Limits, Continuity: triangle is created by y-axis, x-axis, and tangent to f(x)=2/x...

[Alexandria1101]

Please if someone could help me with this question, I don't know where I should start.
triangle is created by the y-axis, the x-axis and the tangent to f(x)=2/x. Show that the area of this triangle is constant.

 

[Deleted member 4993]

Please if someone could help me with this question, I don't know where I should start.
triangle is created by the y-axis, the x-axis and the tangent to f(x)=2/x. Show that the area of this triangle is constant.

First of all - make a sketch.

 

[stapel]

Please if someone could help me with this question, I don't know where I should start.
triangle is created by the y-axis, the x-axis and the tangent to f(x)=2/x. Show that the area of this triangle is constant.

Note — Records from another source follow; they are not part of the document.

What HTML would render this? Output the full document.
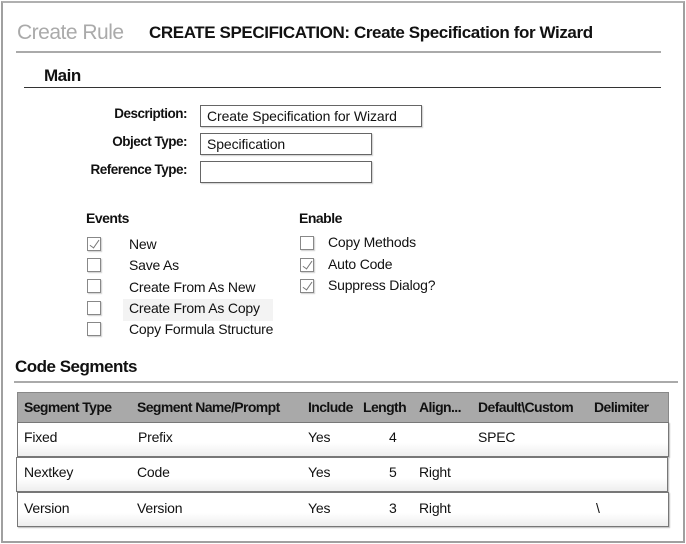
<!DOCTYPE html>
<html><head><style>
*{margin:0;padding:0;box-sizing:border-box}
body{width:686px;height:544px;background:#fff;font-family:"Liberation Sans",sans-serif;position:relative;overflow:hidden;color:#111}
.a{position:absolute;white-space:nowrap}
.frame{position:absolute;left:1px;top:1px;width:684px;height:542px;border:2px solid #a0a0a0;border-top-color:#b0b0b0}
.lbl{font-size:13.5px;font-weight:bold;letter-spacing:-0.5px;text-align:right;width:160px;left:27px}
.inp{position:absolute;border:1px solid #666;height:22px;font-size:14px;padding:2px 6px;letter-spacing:-0.1px;box-shadow:1px 1px 1px #ccc}
.cb{position:absolute;width:14px;height:14px;border:1px solid #888;background:#fff;box-shadow:1px 1px 1px #ccc}
.cb.c::after{content:"";position:absolute;left:4px;top:0px;width:4px;height:9px;border-right:1px solid #777;border-bottom:1px solid #777;transform:rotate(35deg)}
.t{font-size:14px;letter-spacing:-0.2px}
.h{font-size:17px;font-weight:bold;letter-spacing:-0.5px}
.row{position:absolute;left:17px;width:652px;border:1px solid #777;background:linear-gradient(#fff,#fff 60%,#eee);box-shadow:1px 1px 1px #bbb}
</style></head><body>
<div class="frame"></div>
<div class="a" style="left:17px;top:21px;font-size:21px;color:#aaa;letter-spacing:-0.5px">Create Rule</div>
<div class="a" style="left:149px;top:23px;font-size:17px;font-weight:bold;letter-spacing:-0.4px">CREATE SPECIFICATION: Create Specification for Wizard</div>
<div class="a" style="left:16px;top:51px;width:645px;height:2px;background:#aaa"></div>
<div class="a h" style="left:44px;top:66px">Main</div>
<div class="a" style="left:24px;top:87px;width:637px;height:1px;background:#333"></div>

<div class="a lbl" style="top:106px">Description:</div>
<div class="a lbl" style="top:134px">Object Type:</div>
<div class="a lbl" style="top:162px">Reference Type:</div>
<div class="inp" style="left:200px;top:105px;width:222px">Create Specification for Wizard</div>
<div class="inp" style="left:200px;top:133px;width:172px">Specification</div>
<div class="inp" style="left:200px;top:161px;width:172px"></div>

<div class="a t" style="left:86px;top:210px;font-weight:bold;letter-spacing:-0.5px">Events</div>
<div class="a t" style="left:299px;top:210px;font-weight:bold;letter-spacing:-0.5px">Enable</div>
<div class="cb c" style="left:87px;top:237px"></div><div class="a t" style="left:129px;top:236px">New</div>
<div class="cb" style="left:87px;top:258px"></div><div class="a t" style="left:129px;top:257px">Save As</div>
<div class="cb" style="left:87px;top:279px"></div><div class="a t" style="left:129px;top:279px">Create From As New</div>
<div class="a" style="left:123px;top:299px;width:150px;height:22px;background:#f3f3f3"></div>
<div class="cb" style="left:87px;top:301px"></div><div class="a t" style="left:129px;top:300px">Create From As Copy</div>
<div class="cb" style="left:87px;top:322px"></div><div class="a t" style="left:129px;top:321px">Copy Formula Structure</div>
<div class="cb" style="left:300px;top:236px"></div><div class="a t" style="left:328px;top:234px">Copy Methods</div>
<div class="cb c" style="left:300px;top:258px"></div><div class="a t" style="left:328px;top:256px">Auto Code</div>
<div class="cb c" style="left:300px;top:279px"></div><div class="a t" style="left:328px;top:277px">Suppress Dialog?</div>

<div class="a h" style="left:15px;top:357px">Code Segments</div>
<div class="a" style="left:14px;top:381px;width:664px;height:2px;background:#aaa"></div>

<div class="a" style="left:17px;top:392px;width:652px;height:31px;background:#a9a9a9;border:1px solid #888"></div>
<div class="a t" style="top:399px;left:24px;font-weight:bold;letter-spacing:-0.6px">Segment Type</div>
<div class="a t" style="top:399px;left:137px;font-weight:bold;letter-spacing:-0.6px">Segment Name/Prompt</div>
<div class="a t" style="top:399px;left:308px;font-weight:bold;letter-spacing:-0.6px">Include</div>
<div class="a t" style="top:399px;left:363px;font-weight:bold;letter-spacing:-0.6px">Length</div>
<div class="a t" style="top:399px;left:419px;font-weight:bold;letter-spacing:-0.6px">Align...</div>
<div class="a t" style="top:399px;left:478px;font-weight:bold;letter-spacing:-0.6px">Default\Custom</div>
<div class="a t" style="top:399px;left:594px;font-weight:bold;letter-spacing:-0.6px">Delimiter</div>

<div class="row" style="top:422px;height:35px"></div>
<div class="row" style="top:457px;height:35px;left:16px"></div>
<div class="row" style="top:492px;height:35px"></div>
<div class="a t" style="top:429px;left:24px">Fixed</div><div class="a t" style="top:429px;left:138px">Prefix</div><div class="a t" style="top:429px;left:308px">Yes</div><div class="a t" style="top:429px;left:389px">4</div><div class="a t" style="top:429px;left:478px">SPEC</div>
<div class="a t" style="top:464px;left:24px">Nextkey</div><div class="a t" style="top:464px;left:137px">Code</div><div class="a t" style="top:464px;left:308px">Yes</div><div class="a t" style="top:464px;left:389px">5</div><div class="a t" style="top:464px;left:419px">Right</div>
<div class="a t" style="top:500px;left:24px">Version</div><div class="a t" style="top:500px;left:137px">Version</div><div class="a t" style="top:500px;left:308px">Yes</div><div class="a t" style="top:500px;left:389px">3</div><div class="a t" style="top:500px;left:419px">Right</div><div class="a t" style="top:500px;left:596px">\</div>
</body></html>
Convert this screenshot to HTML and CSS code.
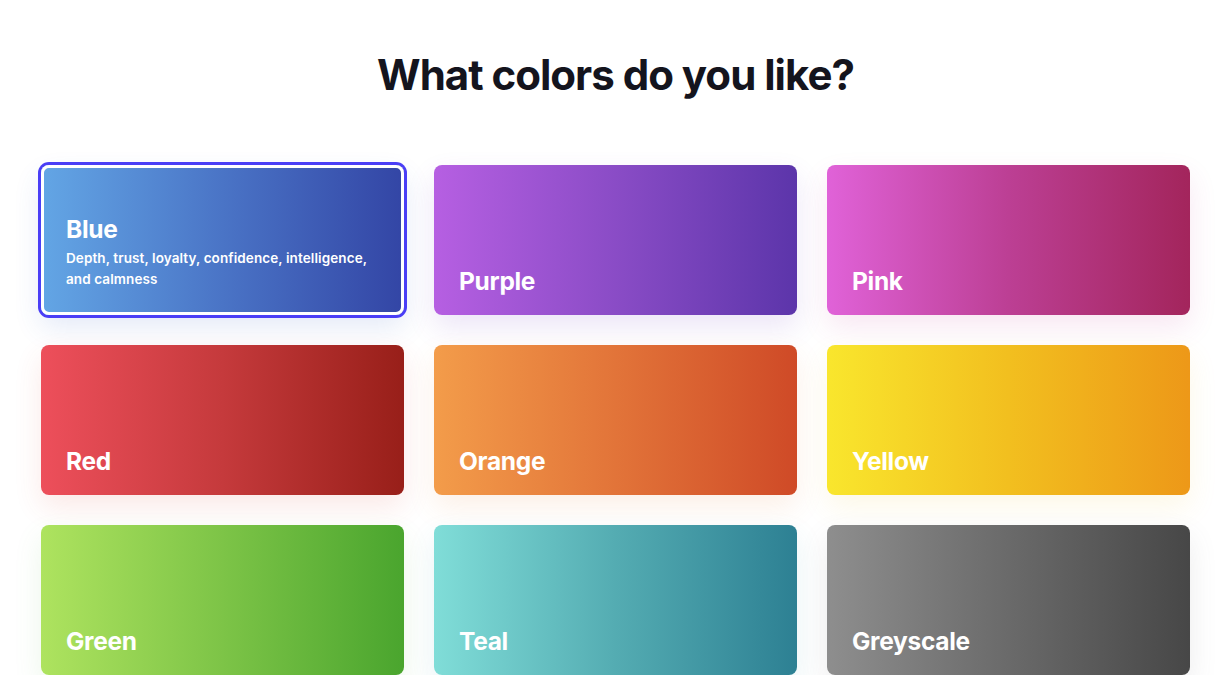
FILE: index.html
```html
<!DOCTYPE html>
<html lang="en">
<head>
<meta charset="utf-8">
<title>What colors do you like?</title>
<link rel="stylesheet" href="styles.css">
</head>
<body>
<main class="page">
  <h1 class="title">What colors do you like?</h1>
  <div class="grid">
    <div class="card card-blue is-selected">
      <div class="card-name">Blue</div>
      <div class="card-desc">Depth, trust, loyalty, confidence, intelligence, and calmness</div>
    </div>
    <div class="card card-purple"><div class="card-name">Purple</div></div>
    <div class="card card-pink"><div class="card-name">Pink</div></div>
    <div class="card card-red"><div class="card-name">Red</div></div>
    <div class="card card-orange"><div class="card-name">Orange</div></div>
    <div class="card card-yellow"><div class="card-name">Yellow</div></div>
    <div class="card card-green"><div class="card-name">Green</div></div>
    <div class="card card-teal"><div class="card-name">Teal</div></div>
    <div class="card card-grey"><div class="card-name">Greyscale</div></div>
  </div>
</main>
</body>
</html>
```

FILE: styles.css
```css
html, body {
  margin: 0;
  padding: 0;
  background: #ffffff;
}

body {
  font-family: Inter, "Noto Sans", "DejaVu Sans", sans-serif;
  color: #15151f;
}

.page {
  width: 1149px;
  margin: 0 auto;
  padding-top: 47px;
}

.title {
  margin: 0 0 62px;
  text-align: center;
  font-size: 42px;
  line-height: 56px;
  font-weight: 700;
  letter-spacing: -1px;
  color: #14141d;
}

.grid {
  display: grid;
  grid-template-columns: repeat(3, 363px);
  grid-auto-rows: 150px;
  gap: 30px;
}

.card {
  border-radius: 8px;
  padding: 0 25px 18px;
  display: flex;
  flex-direction: column;
  justify-content: flex-end;
  color: #ffffff;
}

.card-name {
  font-size: 24.5px;
  line-height: 32px;
  font-weight: 700;
  letter-spacing: -0.3px;
}

.card-desc {
  font-size: 13.5px;
  line-height: 21px;
  font-weight: 600;
  letter-spacing: 0.1px;
}

.card-blue {
  padding-bottom: 25px;
  background: linear-gradient(90deg, #63a6e5 0%, #4a74c6 50%, #3345a5 100%);
}

.card-blue .card-name {
  margin-bottom: 3px;
}

.is-selected {
  box-shadow: 0 0 0 3px #4a3ef6, inset 0 0 0 3px #ffffff, 0 12px 28px rgba(60, 100, 200, 0.14);
}

.card-purple {
  background: linear-gradient(90deg, #b65fe2 0%, #8a4cc6 50%, #5c35aa 100%);
  box-shadow: 0 12px 28px rgba(120, 70, 200, 0.14);
}

.card-pink {
  background: linear-gradient(90deg, #e062d8 0%, #bc3f94 50%, #a3255c 100%);
  box-shadow: 0 12px 28px rgba(200, 60, 150, 0.12);
}

.card-red {
  background: linear-gradient(90deg, #ed4f5b 0%, #c53a3c 50%, #981f19 100%);
  box-shadow: 0 12px 28px rgba(220, 70, 60, 0.12);
}

.card-orange {
  background: linear-gradient(90deg, #f39c4a 0%, #e27439 50%, #cf4a27 100%);
  box-shadow: 0 12px 28px rgba(230, 130, 60, 0.12);
}

.card-yellow {
  background: linear-gradient(90deg, #f9e62d 0%, #f2bf1f 50%, #ed9818 100%);
  box-shadow: 0 12px 28px rgba(240, 200, 60, 0.12);
}

.card-green {
  background: linear-gradient(90deg, #aee35f 0%, #7dc447 50%, #4aa52e 100%);
  box-shadow: 0 12px 28px rgba(100, 190, 80, 0.12);
}

.card-teal {
  background: linear-gradient(90deg, #80ddd8 0%, #54acb2 50%, #2d8093 100%);
  box-shadow: 0 12px 28px rgba(60, 160, 170, 0.12);
}

.card-grey {
  background: linear-gradient(90deg, #8e8e8e 0%, #6a6a6a 50%, #474747 100%);
  box-shadow: 0 12px 28px rgba(100, 100, 110, 0.12);
}
```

After you've done the drawing, think about the formula for the area A of a triangle, given the base b and the height h. How might you relate this formula to the x- and y-axes? Given that the third side (which cuts the x- and y-axes to form the base and the height) is tangent to f(x) = 2/x, what then must the slope of the tangent be, for a given value of x? And so forth.

If you bog down, please reply showing all of your steps and reasoning. Thank you!

 

[SAMUELK]

Please if someone could help me with this question, I don't know where I should start.
triangle is created by the y-axis, the x-axis and the tangent to f(x)=2/x. Show that the area of this triangle is constant.

And:
Second of all: Pick a point x0. Derive the EQUATION of the line tangent to y = 2/x at x = x0.

Third: Find the y-intercept of that line. Then find the x-intercept.

Them's your base and height.

 

[pka]

Please if someone could help me with this question, I don't know where I should start.
triangle is created by the y-axis, the x-axis and the tangent to f(x)=2/x. Show that the area of this triangle is constant.

Suppose that $\displaystyle \left( {a,\frac{2}{a}} \right),~a>0$ is a point on the graph of $\displaystyle y=\left( {\frac{2}{x}} \right)$

Now $\displaystyle y - \frac{2}{a} = \frac{{ - 2}}{{{a^2}}}\left( {x - a} \right)$ is the line tangent to the graph at that point. The $\displaystyle x~\&~y$ intercepts are the acute vertices of the triangle the area of which you are asked to show is a constant independent of $\displaystyle a$.